** START MATERIALS PROVIDED **

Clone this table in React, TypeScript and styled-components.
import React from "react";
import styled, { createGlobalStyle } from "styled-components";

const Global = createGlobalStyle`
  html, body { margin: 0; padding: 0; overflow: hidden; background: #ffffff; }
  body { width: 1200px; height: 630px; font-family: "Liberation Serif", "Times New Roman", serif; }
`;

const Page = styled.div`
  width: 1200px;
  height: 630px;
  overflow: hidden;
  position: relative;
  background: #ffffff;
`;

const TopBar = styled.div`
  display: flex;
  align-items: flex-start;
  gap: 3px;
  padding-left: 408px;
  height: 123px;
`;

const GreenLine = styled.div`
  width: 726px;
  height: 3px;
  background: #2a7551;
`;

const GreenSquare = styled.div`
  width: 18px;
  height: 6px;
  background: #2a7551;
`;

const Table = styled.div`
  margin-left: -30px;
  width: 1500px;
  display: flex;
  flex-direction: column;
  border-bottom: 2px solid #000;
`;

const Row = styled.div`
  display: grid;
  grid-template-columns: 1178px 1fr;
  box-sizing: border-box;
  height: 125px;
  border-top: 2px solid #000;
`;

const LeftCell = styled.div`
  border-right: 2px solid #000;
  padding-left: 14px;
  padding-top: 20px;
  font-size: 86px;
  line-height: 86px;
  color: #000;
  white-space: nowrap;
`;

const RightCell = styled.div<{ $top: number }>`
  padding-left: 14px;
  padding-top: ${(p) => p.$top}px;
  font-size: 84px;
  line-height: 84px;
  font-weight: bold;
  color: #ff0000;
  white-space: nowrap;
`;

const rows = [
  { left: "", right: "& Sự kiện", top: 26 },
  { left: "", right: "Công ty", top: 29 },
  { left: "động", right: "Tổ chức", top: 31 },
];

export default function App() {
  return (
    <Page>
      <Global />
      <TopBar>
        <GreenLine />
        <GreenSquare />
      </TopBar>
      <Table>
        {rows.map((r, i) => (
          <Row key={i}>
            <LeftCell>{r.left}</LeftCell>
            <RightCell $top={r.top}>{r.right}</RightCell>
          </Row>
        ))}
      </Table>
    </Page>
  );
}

** END MATERIALS PROVIDED **
** START MATERIALS PROVIDED **

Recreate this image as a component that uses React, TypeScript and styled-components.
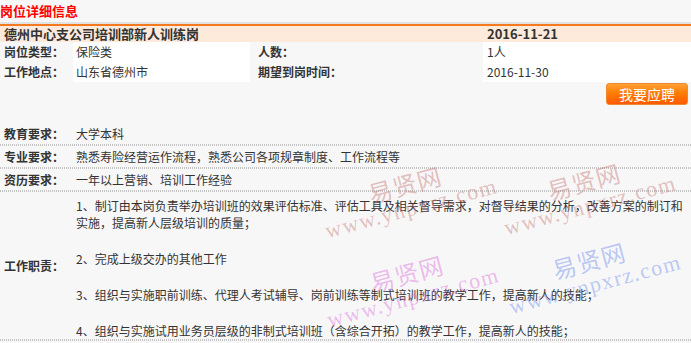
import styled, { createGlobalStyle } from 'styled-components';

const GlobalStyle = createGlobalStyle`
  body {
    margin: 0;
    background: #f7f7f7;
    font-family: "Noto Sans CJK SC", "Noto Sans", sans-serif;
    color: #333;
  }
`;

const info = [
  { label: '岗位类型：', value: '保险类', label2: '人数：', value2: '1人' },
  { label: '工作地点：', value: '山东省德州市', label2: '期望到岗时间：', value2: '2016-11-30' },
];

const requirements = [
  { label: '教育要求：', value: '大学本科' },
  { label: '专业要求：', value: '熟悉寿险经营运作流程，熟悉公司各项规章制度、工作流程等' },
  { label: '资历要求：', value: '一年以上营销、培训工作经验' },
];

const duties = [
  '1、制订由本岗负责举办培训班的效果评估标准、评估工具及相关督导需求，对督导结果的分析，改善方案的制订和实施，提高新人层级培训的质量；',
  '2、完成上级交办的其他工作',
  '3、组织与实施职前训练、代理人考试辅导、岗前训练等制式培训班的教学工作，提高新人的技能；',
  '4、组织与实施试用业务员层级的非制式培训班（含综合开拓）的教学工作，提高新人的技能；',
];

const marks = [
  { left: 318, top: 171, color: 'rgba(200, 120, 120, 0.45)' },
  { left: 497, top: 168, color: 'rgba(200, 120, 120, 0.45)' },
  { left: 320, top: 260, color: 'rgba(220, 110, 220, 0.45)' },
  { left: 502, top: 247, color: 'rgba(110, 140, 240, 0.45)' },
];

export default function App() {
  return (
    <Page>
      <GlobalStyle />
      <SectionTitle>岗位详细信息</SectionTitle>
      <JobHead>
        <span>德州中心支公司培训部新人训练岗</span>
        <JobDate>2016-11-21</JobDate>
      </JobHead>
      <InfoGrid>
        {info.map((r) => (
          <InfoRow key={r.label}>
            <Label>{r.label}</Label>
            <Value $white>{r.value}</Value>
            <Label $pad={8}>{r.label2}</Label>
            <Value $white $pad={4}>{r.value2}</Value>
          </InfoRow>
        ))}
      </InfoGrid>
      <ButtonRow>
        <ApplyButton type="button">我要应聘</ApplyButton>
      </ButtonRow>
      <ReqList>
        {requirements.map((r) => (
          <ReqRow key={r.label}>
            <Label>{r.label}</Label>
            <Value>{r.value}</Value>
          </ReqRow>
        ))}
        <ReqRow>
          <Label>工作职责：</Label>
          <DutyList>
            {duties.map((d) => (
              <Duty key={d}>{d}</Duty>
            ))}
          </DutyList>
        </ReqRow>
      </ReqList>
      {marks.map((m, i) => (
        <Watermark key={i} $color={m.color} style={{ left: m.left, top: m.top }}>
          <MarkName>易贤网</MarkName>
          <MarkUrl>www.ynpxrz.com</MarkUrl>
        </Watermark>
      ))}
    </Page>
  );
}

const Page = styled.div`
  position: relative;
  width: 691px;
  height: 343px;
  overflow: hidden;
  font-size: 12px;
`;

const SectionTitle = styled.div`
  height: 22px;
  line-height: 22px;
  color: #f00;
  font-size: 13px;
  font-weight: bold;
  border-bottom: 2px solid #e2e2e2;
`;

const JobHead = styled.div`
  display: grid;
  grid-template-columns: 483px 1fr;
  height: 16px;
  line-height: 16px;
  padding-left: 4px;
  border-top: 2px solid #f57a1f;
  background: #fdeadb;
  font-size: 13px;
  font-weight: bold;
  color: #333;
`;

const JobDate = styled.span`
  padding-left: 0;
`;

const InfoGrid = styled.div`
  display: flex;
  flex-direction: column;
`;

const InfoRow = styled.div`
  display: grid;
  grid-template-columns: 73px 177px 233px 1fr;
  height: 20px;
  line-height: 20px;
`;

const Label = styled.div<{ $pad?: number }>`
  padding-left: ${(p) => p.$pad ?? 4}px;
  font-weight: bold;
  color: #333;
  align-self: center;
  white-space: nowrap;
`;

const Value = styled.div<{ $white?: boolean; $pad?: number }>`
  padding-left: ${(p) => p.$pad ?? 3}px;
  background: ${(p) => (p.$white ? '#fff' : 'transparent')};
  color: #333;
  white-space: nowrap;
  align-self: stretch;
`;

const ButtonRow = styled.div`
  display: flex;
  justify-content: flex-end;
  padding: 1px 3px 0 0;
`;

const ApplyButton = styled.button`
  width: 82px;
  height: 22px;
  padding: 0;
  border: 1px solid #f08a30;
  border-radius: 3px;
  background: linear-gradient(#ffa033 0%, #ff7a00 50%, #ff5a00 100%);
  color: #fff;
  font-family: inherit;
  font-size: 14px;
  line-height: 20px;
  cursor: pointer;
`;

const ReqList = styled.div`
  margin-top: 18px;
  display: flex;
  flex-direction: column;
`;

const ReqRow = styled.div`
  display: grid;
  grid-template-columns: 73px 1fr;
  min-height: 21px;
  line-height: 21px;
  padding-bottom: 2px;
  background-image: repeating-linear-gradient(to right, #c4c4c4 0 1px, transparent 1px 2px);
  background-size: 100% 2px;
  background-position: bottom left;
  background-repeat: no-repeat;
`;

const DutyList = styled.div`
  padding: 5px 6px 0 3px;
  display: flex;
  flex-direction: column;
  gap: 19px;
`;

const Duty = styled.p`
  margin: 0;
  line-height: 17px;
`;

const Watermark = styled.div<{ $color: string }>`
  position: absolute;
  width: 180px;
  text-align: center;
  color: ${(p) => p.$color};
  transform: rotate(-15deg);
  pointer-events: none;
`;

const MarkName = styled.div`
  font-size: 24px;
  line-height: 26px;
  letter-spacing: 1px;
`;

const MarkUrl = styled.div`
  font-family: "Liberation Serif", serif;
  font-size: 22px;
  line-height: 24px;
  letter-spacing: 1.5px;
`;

** END MATERIALS PROVIDED **

• [EXERCISE OBJECTIVE] Locate all lines holding the word "TypeScript", then copy them out.

• [SOLUTION]
Clone this table in React, TypeScript and styled-components.
Recreate this image as a component that uses React, TypeScript and styled-components.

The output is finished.